Mesut bey, 2002'de siyaset çöktü... Siz de içindeydiniz... Oturup, özeleştirinizi yaptınız mı?
- 2002'de değil, 2001'de çöktü.
- Çöküş nedeni kriz mi?
- Türkiye'de uzun zamandır çok çeşitli kaynaklardan beslenen, siyasetçiyi karalama kampanyası vardı.
- Bunun çöküşle ilgisi ne?
- Eğer bir toplumda sivil inisiyatif yerleşmediyse ve her şey siyasetçiden bekleniyorsa, beklenen gerçekleşmeyince bunun yarattığı hayal kırıklığı zamanla siyasetçiye husumete döner... Bu olay bazı çevrelerce de sistemli olarak pompalandı.
ÜMRANiYE PATLAMASI
- Siz krizin geleceğini hissettiniz mi?
- Yıllarca ve defalarca Türkiye'nin gerekli reformları yapmadığı takdirde böyle bir krizle karşılaşacağını söyledim.
- Yani 2001 krizi kaçınılmaz mıydı?
- Kaçınılmazdı... Ümraniye'deki çöplüğün patlaması gibi... Ama zamanlaması bize rastladı... şanssızlığımız oydu.
SEZER-ECEViT ATIŞMASI
Mesut Yılmaz:
- Cumhurbaşkanı ile Başbakan arasındaki Anayasal tartışma yaşanmasaydı, kriz bir süre gecikebilirdi... Ama yaşanması kaçınılmazdı... Bir devlet sürekli olarak açıkları finanse edemeyeceğine göre...
3 BÜYÜK SORUN
- Hangi açıklar Mesut bey?
- 1997'de Başbakan olunca gördüm ki:
1. Enerji açığı kapatılamazsa, Türkiye hızla karanlığa doğru gidiyor.
2. Sosyal güvenlik sistemi açık vermekten kurtulamıyor.

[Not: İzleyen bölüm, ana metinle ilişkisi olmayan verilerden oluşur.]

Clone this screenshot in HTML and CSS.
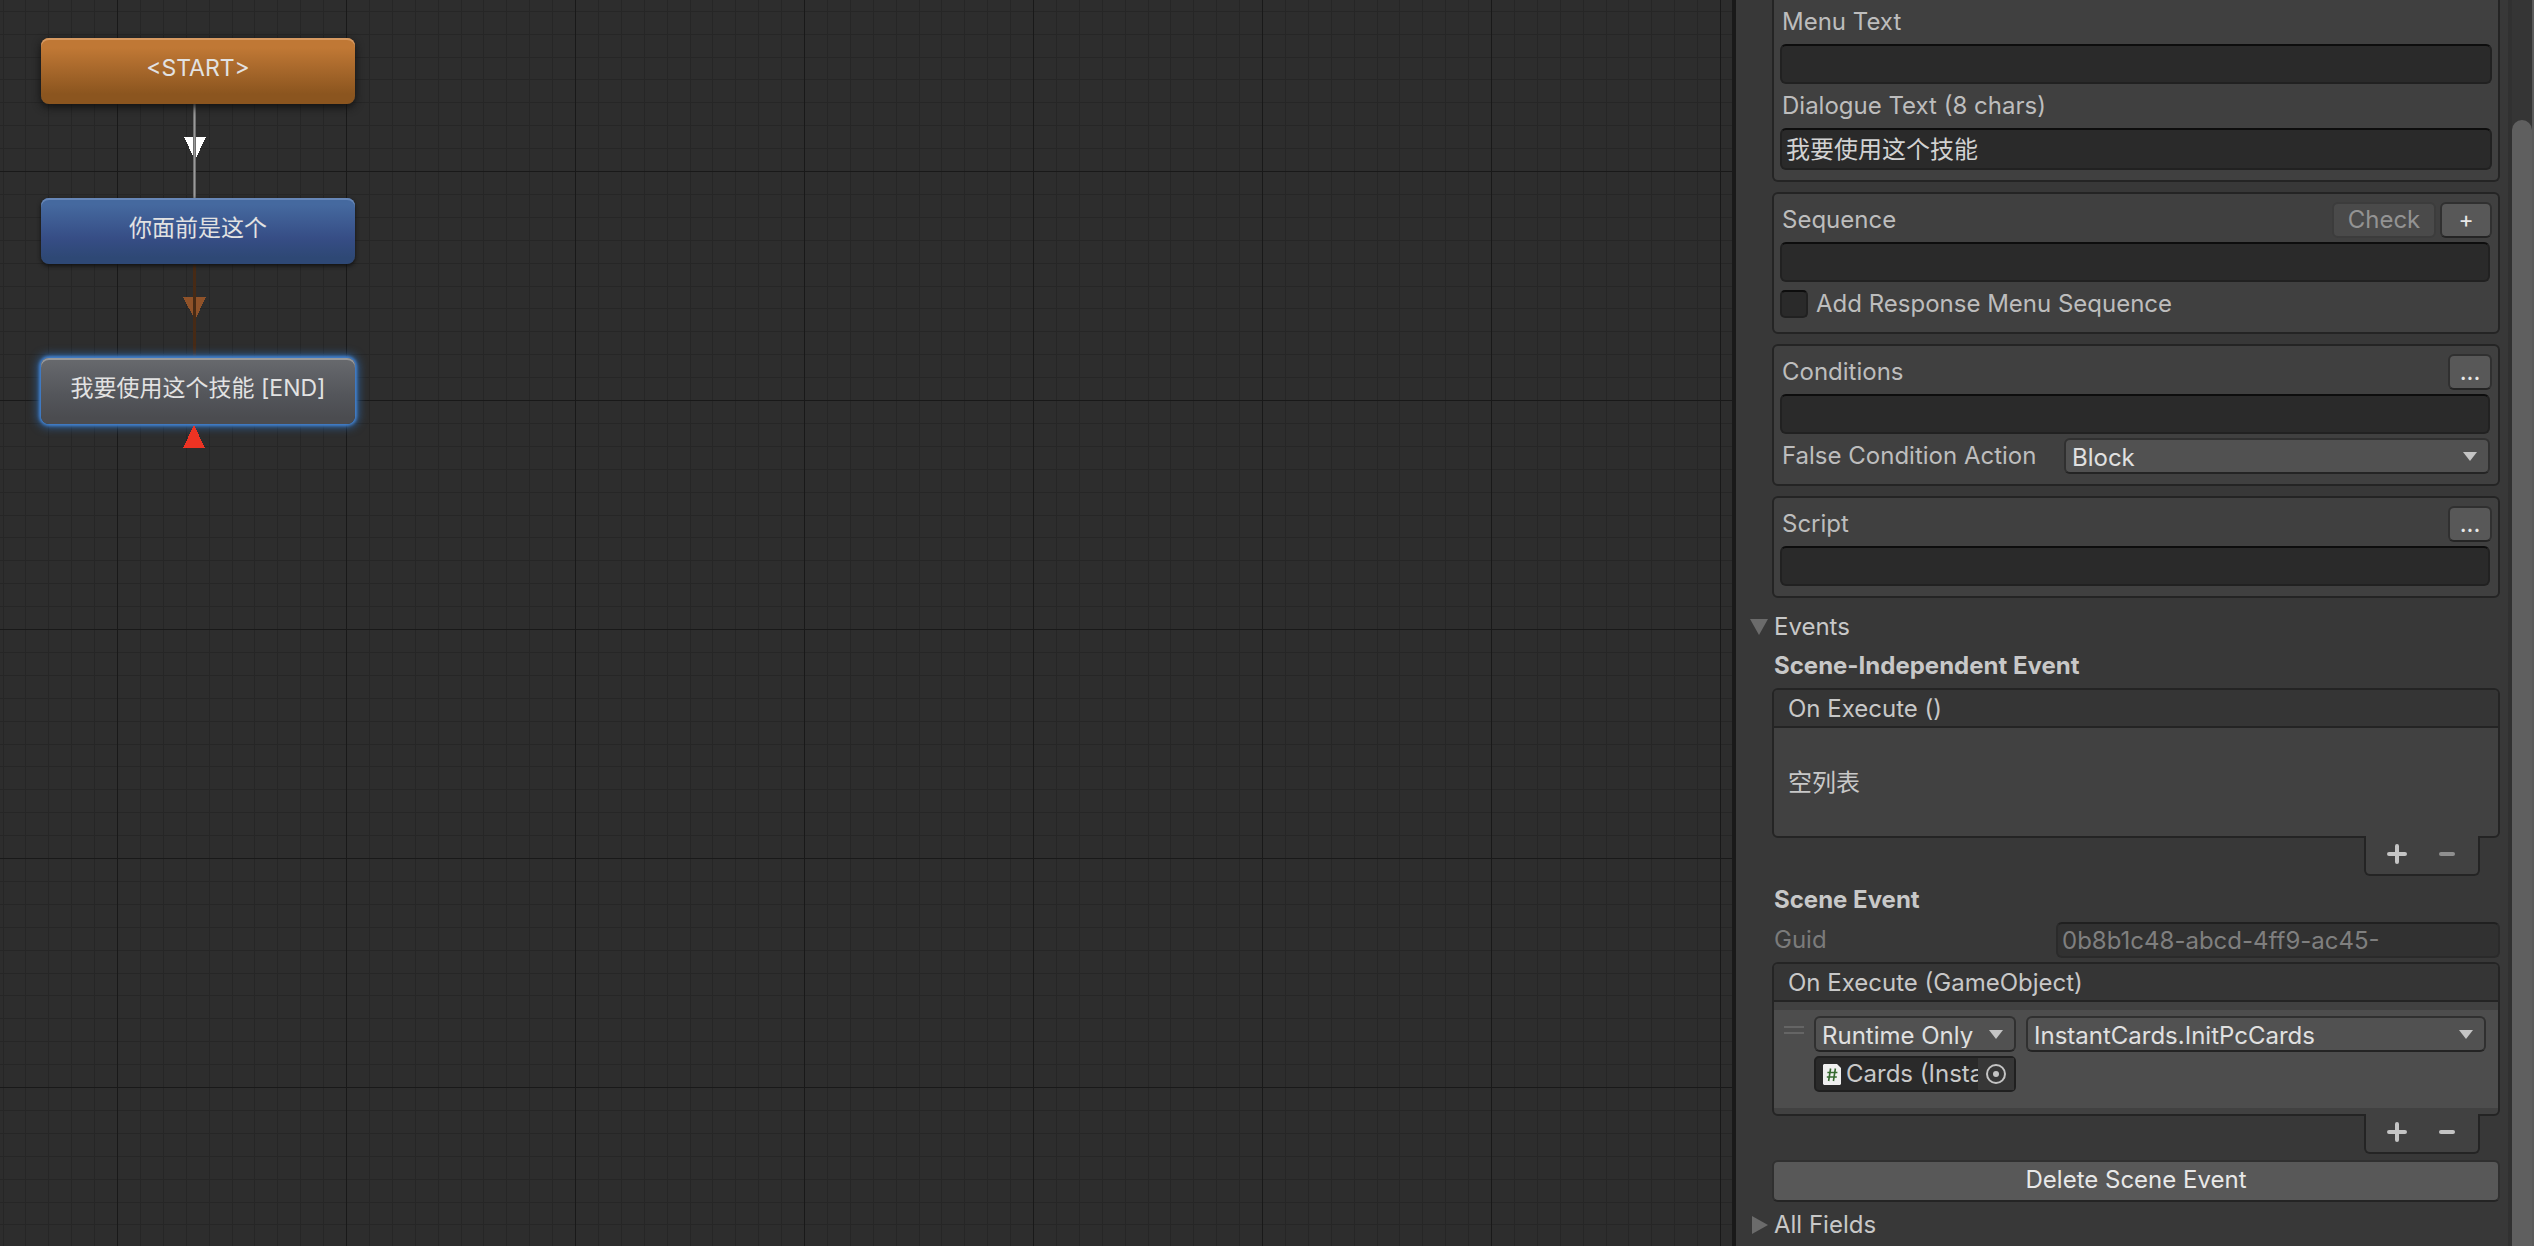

3. Bankacılık sisteminin yeniden örgütlenmesi şart.
SUÇ CHP'DE
Mesut Yılmaz:
- Bunlar sağlanamazsa Türkiye bir süre sonra bu alanlarda duvara çarpmaya mahkumdu.
- Öyleyse ne yaptınız?
- Bizi dışardan destekleyen CHP hiçbir düzenlemeye destek vermedi.
- Bir şey yapamadınız mı?
- Sadece enerjide yapabildik... Ve 2002'den sonra enerjide hiçbir şey yapılmamasına rağmen bugüne geldik... Türkiye bugün yeniden enerji açığı ile
karşı karşıya.
SiYASi BEDEL
- Ya diğer iki konu?
- Sosyal güvenlikte gerekli düzenleme hala yapılamadı... Türkiye kan kaybetmeye devam ediyor.
- Bankacılık?
- Bankacılık alanında gerekli denetimin o zaman sağlanamayışı 2001 krizini getirdi... Siyasi bedelini de koalisyon partileri ödedi.
DEPREM
Mesut Yılmaz:
- Bir iktidar partisinin (DSP) oyunun, 2 seçim dönemi arasında yüzde 22.9'dan yüzde 1.22'ye düşmesinin dünya tarihinde örneği olduğunu sanmıyorum... Siyasi depremdir.